Ask them to read aloud Galatians 2:19-20:

For through law I died toward law, so that I might become alive toward God. I am nailed to the stake along with Christ. It is no longer I who live, but it is Christ who is living in union with me. Indeed, the life that I now live in the flesh I live by faith in the Son of God, who loved me and handed himself over for me.

Jehovah’s Witnesses may tell you that union with Christ and the new birth are only for the anointed 144,000.
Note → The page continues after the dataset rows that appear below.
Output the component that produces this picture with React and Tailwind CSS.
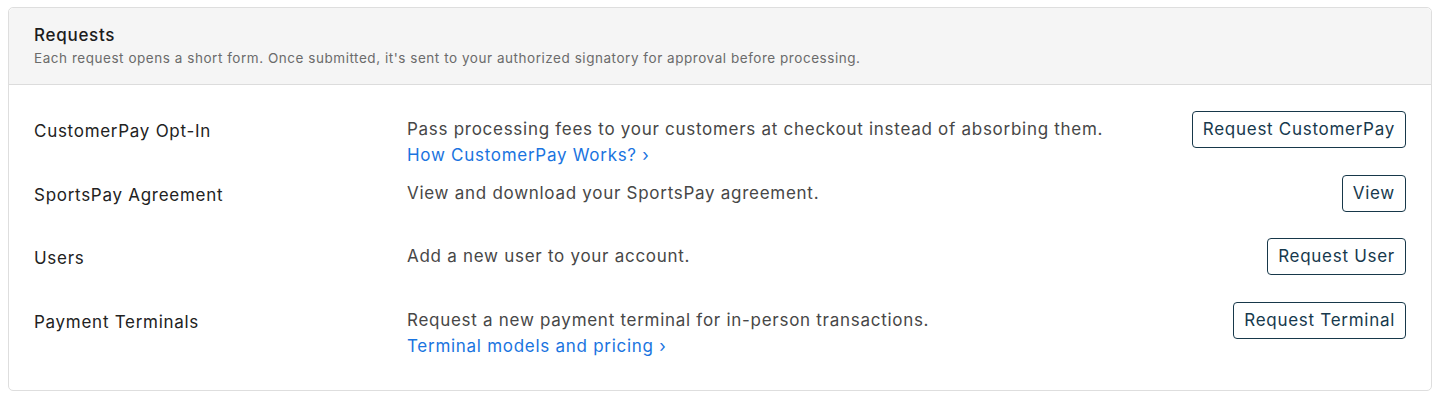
const requests = [
  {
    label: 'CustomerPay Opt-In',
    description: 'Pass processing fees to your customers at checkout instead of absorbing them.',
    link: 'How CustomerPay Works?',
    action: 'Request CustomerPay',
  },
  {
    label: 'SportsPay Agreement',
    description: 'View and download your SportsPay agreement.',
    action: 'View',
  },
  {
    label: 'Users',
    description: 'Add a new user to your account.',
    action: 'Request User',
  },
  {
    label: 'Payment Terminals',
    description: 'Request a new payment terminal for in-person transactions.',
    link: 'Terminal models and pricing',
    action: 'Request Terminal',
  },
];

export default function App() {
  return (
    <div className="min-h-screen bg-white pl-2 pr-[13px] pt-[7px] font-['Inter',sans-serif] tracking-[0.045em]">
      <div className="rounded-[5px] border border-[#dedede] bg-white">
        {/* Header */}
        <div className="rounded-t-[5px] border-b border-[#dcdcdc] bg-[#f5f5f5] px-[25px] pt-[15px] pb-[16px]">
          <h2 className="text-[17px] leading-6 font-medium text-[#1c1c1c]">Requests</h2>
          <p className="mt-px text-[13.5px] leading-5 text-[#6b6b6b] tracking-[0.04em]">
            Each request opens a short form. Once submitted, it's sent to your authorized signatory for approval before processing.
          </p>
        </div>

        {/* Rows */}
        <div className="px-[25px] pt-[26px] pb-[25px]">
          {requests.map((req) => (
            <div key={req.label} className="grid min-h-[63.5px] grid-cols-[373px_1fr_auto] items-start">
              <div className="pt-[7px] text-[17px] leading-[26px] text-[#222222]">{req.label}</div>
              <div className="pt-[5px] text-[17px] leading-[26px] text-[#474747]">
                <p>{req.description}</p>
                {req.link && (
                  <a href="#" className="block text-[#1a74e0]">
                    {req.link} ›
                  </a>
                )}
              </div>
              <button className="h-[37px] rounded-[4px] border border-[#17384a] px-[10px] text-[17px] leading-none text-[#17394d] hover:bg-[#f2f6f8]">
                {req.action}
              </button>
            </div>
          ))}
        </div>
      </div>
    </div>
  );
}
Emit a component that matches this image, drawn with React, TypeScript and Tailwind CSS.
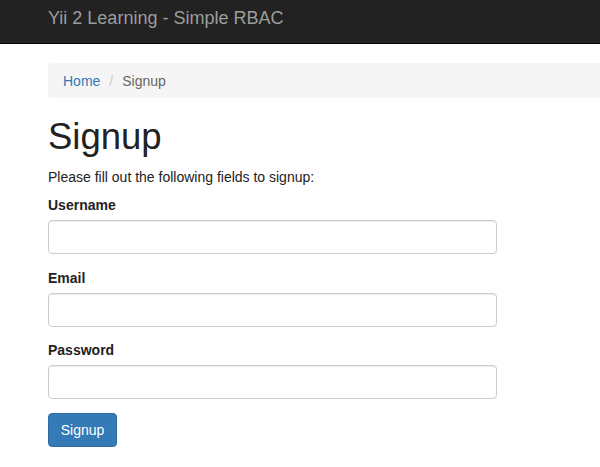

You can counter this by having them read aloud Romans 8:8-11:

So those who are in harmony with the flesh cannot please God. However, you are in harmony, not with the flesh, but with the spirit, if God’s spirit truly dwells in you. But if anyone does not have Christ’s spirit, this person does not belong to him. But if Christ is in union with you, the body is dead because of sin, but the spirit is life because of righteousness. If, now, the spirit of him who raised up Jesus from the dead dwells in you, the one who raised up Christ Jesus from the dead will also make your mortal bodies alive through his spirit that resides in you.

Ask:

  • Don’t you belong to Christ or is that just for the 144,000?
  • Also, maybe I’m misunderstanding, but do you believe the 144,000 will have their mortal bodies made alive through Christ’s spirit?
  • I thought the Watchtower teaching was that their mortal bodies would never be raised.

Summary

This line of discussion raises some deep theological issues, but the main point is that none of us can overcome the power of sin that dwells within us.

Only God’s Spirit can do that, and that only happens when we come to Christ by faith and enter into his death and resurrection.